>> Start Collected data

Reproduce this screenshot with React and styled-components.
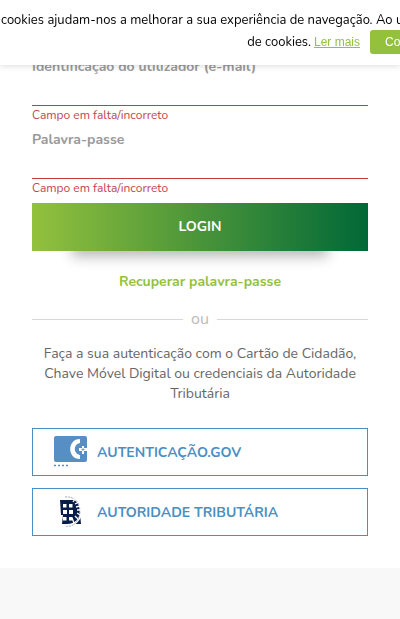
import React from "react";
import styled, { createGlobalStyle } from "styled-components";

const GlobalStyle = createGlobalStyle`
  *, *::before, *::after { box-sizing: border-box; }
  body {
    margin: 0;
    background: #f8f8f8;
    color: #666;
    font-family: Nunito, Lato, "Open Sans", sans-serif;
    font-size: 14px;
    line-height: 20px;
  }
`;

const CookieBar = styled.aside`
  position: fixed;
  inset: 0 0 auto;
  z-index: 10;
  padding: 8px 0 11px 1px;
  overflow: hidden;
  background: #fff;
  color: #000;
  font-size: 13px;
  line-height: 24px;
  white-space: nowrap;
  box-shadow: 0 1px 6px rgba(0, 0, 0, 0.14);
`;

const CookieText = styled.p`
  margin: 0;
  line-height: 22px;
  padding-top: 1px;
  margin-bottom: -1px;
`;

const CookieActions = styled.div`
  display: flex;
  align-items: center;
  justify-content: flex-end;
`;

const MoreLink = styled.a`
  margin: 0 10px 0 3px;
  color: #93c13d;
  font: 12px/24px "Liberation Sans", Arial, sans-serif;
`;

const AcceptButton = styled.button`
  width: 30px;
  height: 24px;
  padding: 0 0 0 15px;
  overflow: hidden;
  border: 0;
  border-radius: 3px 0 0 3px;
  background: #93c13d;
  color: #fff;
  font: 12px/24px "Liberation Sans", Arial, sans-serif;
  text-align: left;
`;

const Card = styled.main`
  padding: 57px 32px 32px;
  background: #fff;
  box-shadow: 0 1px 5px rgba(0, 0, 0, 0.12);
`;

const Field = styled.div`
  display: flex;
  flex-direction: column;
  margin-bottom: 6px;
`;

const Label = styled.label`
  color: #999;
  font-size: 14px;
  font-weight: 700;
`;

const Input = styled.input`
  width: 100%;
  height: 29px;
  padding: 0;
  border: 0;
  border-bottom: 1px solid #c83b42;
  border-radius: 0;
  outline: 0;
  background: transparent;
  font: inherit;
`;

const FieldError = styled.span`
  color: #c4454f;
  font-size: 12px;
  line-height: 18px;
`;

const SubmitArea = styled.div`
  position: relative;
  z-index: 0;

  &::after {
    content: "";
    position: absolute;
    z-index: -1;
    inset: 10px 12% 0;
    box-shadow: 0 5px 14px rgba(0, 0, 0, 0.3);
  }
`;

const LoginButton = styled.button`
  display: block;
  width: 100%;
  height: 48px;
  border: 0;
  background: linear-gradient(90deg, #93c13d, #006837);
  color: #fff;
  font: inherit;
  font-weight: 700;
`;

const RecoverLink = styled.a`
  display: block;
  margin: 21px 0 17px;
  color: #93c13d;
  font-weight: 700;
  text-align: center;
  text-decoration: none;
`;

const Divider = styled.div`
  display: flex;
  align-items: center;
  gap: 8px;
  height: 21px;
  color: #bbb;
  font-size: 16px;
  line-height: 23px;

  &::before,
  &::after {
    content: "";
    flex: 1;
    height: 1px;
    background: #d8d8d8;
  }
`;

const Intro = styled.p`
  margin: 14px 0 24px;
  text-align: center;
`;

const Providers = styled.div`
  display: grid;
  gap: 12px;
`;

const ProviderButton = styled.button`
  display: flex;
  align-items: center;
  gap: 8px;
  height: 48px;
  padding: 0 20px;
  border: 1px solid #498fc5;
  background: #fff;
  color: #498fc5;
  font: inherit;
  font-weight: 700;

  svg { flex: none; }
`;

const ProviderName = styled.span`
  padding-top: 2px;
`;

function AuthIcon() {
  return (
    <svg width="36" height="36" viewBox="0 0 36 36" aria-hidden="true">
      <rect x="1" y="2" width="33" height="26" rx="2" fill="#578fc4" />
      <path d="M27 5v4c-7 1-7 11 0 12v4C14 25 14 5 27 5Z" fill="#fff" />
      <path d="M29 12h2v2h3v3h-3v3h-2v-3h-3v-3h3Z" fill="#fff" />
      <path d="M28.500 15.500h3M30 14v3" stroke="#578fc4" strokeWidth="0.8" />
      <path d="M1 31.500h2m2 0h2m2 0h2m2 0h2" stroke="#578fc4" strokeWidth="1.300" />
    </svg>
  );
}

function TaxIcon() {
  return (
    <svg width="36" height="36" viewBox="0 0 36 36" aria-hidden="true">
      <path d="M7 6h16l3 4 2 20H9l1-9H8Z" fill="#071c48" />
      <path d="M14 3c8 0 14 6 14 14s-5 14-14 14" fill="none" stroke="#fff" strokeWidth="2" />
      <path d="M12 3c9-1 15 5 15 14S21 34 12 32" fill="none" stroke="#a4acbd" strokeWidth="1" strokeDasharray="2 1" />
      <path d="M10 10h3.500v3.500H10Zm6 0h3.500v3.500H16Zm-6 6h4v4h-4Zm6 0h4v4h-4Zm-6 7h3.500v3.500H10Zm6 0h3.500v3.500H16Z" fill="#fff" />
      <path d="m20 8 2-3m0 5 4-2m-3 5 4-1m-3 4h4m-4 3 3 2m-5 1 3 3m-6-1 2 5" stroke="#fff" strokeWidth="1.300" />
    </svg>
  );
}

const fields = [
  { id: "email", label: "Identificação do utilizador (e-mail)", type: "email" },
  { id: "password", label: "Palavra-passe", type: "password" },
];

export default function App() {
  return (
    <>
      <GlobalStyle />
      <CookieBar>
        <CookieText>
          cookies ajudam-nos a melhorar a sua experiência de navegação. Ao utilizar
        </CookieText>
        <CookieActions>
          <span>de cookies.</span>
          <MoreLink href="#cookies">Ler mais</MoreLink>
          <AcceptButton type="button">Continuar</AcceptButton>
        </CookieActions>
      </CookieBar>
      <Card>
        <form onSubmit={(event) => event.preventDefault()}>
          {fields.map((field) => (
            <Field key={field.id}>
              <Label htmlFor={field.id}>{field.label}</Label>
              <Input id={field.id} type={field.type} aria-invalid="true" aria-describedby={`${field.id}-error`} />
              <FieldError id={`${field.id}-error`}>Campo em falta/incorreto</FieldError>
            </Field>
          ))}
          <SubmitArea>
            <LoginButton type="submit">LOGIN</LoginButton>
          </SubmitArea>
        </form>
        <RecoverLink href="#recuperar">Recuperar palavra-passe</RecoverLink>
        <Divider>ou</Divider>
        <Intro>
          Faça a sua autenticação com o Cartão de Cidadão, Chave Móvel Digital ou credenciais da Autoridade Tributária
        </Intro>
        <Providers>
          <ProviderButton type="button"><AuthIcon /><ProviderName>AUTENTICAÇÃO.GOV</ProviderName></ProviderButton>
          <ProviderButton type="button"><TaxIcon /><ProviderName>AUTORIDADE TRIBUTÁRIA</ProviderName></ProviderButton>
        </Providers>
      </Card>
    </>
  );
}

>> End Collected data

Exercise instructions. Write out the material above again, word for word, minus its pictures.

Full response.
Reproduce this screenshot with React and styled-components.
import React from "react";
import styled, { createGlobalStyle } from "styled-components";

const GlobalStyle = createGlobalStyle`
  *, *::before, *::after { box-sizing: border-box; }
  body {
    margin: 0;
    background: #f8f8f8;
    color: #666;
    font-family: Nunito, Lato, "Open Sans", sans-serif;
    font-size: 14px;
    line-height: 20px;
  }
`;

const CookieBar = styled.aside`
  position: fixed;
  inset: 0 0 auto;
  z-index: 10;
  padding: 8px 0 11px 1px;
  overflow: hidden;
  background: #fff;
  color: #000;
  font-size: 13px;
  line-height: 24px;
  white-space: nowrap;
  box-shadow: 0 1px 6px rgba(0, 0, 0, 0.14);
`;

const CookieText = styled.p`
  margin: 0;
  line-height: 22px;
  padding-top: 1px;
  margin-bottom: -1px;
`;

const CookieActions = styled.div`
  display: flex;
  align-items: center;
  justify-content: flex-end;
`;

const MoreLink = styled.a`
  margin: 0 10px 0 3px;
  color: #93c13d;
  font: 12px/24px "Liberation Sans", Arial, sans-serif;
`;

const AcceptButton = styled.button`
  width: 30px;
  height: 24px;
  padding: 0 0 0 15px;
  overflow: hidden;
  border: 0;
  border-radius: 3px 0 0 3px;
  background: #93c13d;
  color: #fff;
  font: 12px/24px "Liberation Sans", Arial, sans-serif;
  text-align: left;
`;

const Card = styled.main`
  padding: 57px 32px 32px;
  background: #fff;
  box-shadow: 0 1px 5px rgba(0, 0, 0, 0.12);
`;

const Field = styled.div`
  display: flex;
  flex-direction: column;
  margin-bottom: 6px;
`;

const Label = styled.label`
  color: #999;
  font-size: 14px;
  font-weight: 700;
`;

const Input = styled.input`
  width: 100%;
  height: 29px;
  padding: 0;
  border: 0;
  border-bottom: 1px solid #c83b42;
  border-radius: 0;
  outline: 0;
  background: transparent;
  font: inherit;
`;

const FieldError = styled.span`
  color: #c4454f;
  font-size: 12px;
  line-height: 18px;
`;

const SubmitArea = styled.div`
  position: relative;
  z-index: 0;

  &::after {
    content: "";
    position: absolute;
    z-index: -1;
    inset: 10px 12% 0;
    box-shadow: 0 5px 14px rgba(0, 0, 0, 0.3);
  }
`;

const LoginButton = styled.button`
  display: block;
  width: 100%;
  height: 48px;
  border: 0;
  background: linear-gradient(90deg, #93c13d, #006837);
  color: #fff;
  font: inherit;
  font-weight: 700;
`;

const RecoverLink = styled.a`
  display: block;
  margin: 21px 0 17px;
  color: #93c13d;
  font-weight: 700;
  text-align: center;
  text-decoration: none;
`;

const Divider = styled.div`
  display: flex;
  align-items: center;
  gap: 8px;
  height: 21px;
  color: #bbb;
  font-size: 16px;
  line-height: 23px;

  &::before,
  &::after {
    content: "";
    flex: 1;
    height: 1px;
    background: #d8d8d8;
  }
`;

const Intro = styled.p`
  margin: 14px 0 24px;
  text-align: center;
`;

const Providers = styled.div`
  display: grid;
  gap: 12px;
`;

const ProviderButton = styled.button`
  display: flex;
  align-items: center;
  gap: 8px;
  height: 48px;
  padding: 0 20px;
  border: 1px solid #498fc5;
  background: #fff;
  color: #498fc5;
  font: inherit;
  font-weight: 700;

  svg { flex: none; }
`;

const ProviderName = styled.span`
  padding-top: 2px;
`;

function AuthIcon() {
  return (
    <svg width="36" height="36" viewBox="0 0 36 36" aria-hidden="true">
      <rect x="1" y="2" width="33" height="26" rx="2" fill="#578fc4" />
      <path d="M27 5v4c-7 1-7 11 0 12v4C14 25 14 5 27 5Z" fill="#fff" />
      <path d="M29 12h2v2h3v3h-3v3h-2v-3h-3v-3h3Z" fill="#fff" />
      <path d="M28.500 15.500h3M30 14v3" stroke="#578fc4" strokeWidth="0.8" />
      <path d="M1 31.500h2m2 0h2m2 0h2m2 0h2" stroke="#578fc4" strokeWidth="1.300" />
    </svg>
  );
}

function TaxIcon() {
  return (
    <svg width="36" height="36" viewBox="0 0 36 36" aria-hidden="true">
      <path d="M7 6h16l3 4 2 20H9l1-9H8Z" fill="#071c48" />
      <path d="M14 3c8 0 14 6 14 14s-5 14-14 14" fill="none" stroke="#fff" strokeWidth="2" />
      <path d="M12 3c9-1 15 5 15 14S21 34 12 32" fill="none" stroke="#a4acbd" strokeWidth="1" strokeDasharray="2 1" />
      <path d="M10 10h3.500v3.500H10Zm6 0h3.500v3.500H16Zm-6 6h4v4h-4Zm6 0h4v4h-4Zm-6 7h3.500v3.500H10Zm6 0h3.500v3.500H16Z" fill="#fff" />
      <path d="m20 8 2-3m0 5 4-2m-3 5 4-1m-3 4h4m-4 3 3 2m-5 1 3 3m-6-1 2 5" stroke="#fff" strokeWidth="1.300" />
    </svg>
  );
}

const fields = [
  { id: "email", label: "Identificação do utilizador (e-mail)", type: "email" },
  { id: "password", label: "Palavra-passe", type: "password" },
];

export default function App() {
  return (
    <>
      <GlobalStyle />
      <CookieBar>
        <CookieText>
          cookies ajudam-nos a melhorar a sua experiência de navegação. Ao utilizar
        </CookieText>
        <CookieActions>
          <span>de cookies.</span>
          <MoreLink href="#cookies">Ler mais</MoreLink>
          <AcceptButton type="button">Continuar</AcceptButton>
        </CookieActions>
      </CookieBar>
      <Card>
        <form onSubmit={(event) => event.preventDefault()}>
          {fields.map((field) => (
            <Field key={field.id}>
              <Label htmlFor={field.id}>{field.label}</Label>
              <Input id={field.id} type={field.type} aria-invalid="true" aria-describedby={`${field.id}-error`} />
              <FieldError id={`${field.id}-error`}>Campo em falta/incorreto</FieldError>
            </Field>
          ))}
          <SubmitArea>
            <LoginButton type="submit">LOGIN</LoginButton>
          </SubmitArea>
        </form>
        <RecoverLink href="#recuperar">Recuperar palavra-passe</RecoverLink>
        <Divider>ou</Divider>
        <Intro>
          Faça a sua autenticação com o Cartão de Cidadão, Chave Móvel Digital ou credenciais da Autoridade Tributária
        </Intro>
        <Providers>
          <ProviderButton type="button"><AuthIcon /><ProviderName>AUTENTICAÇÃO.GOV</ProviderName></ProviderButton>
          <ProviderButton type="button"><TaxIcon /><ProviderName>AUTORIDADE TRIBUTÁRIA</ProviderName></ProviderButton>
        </Providers>
      </Card>
    </>
  );
}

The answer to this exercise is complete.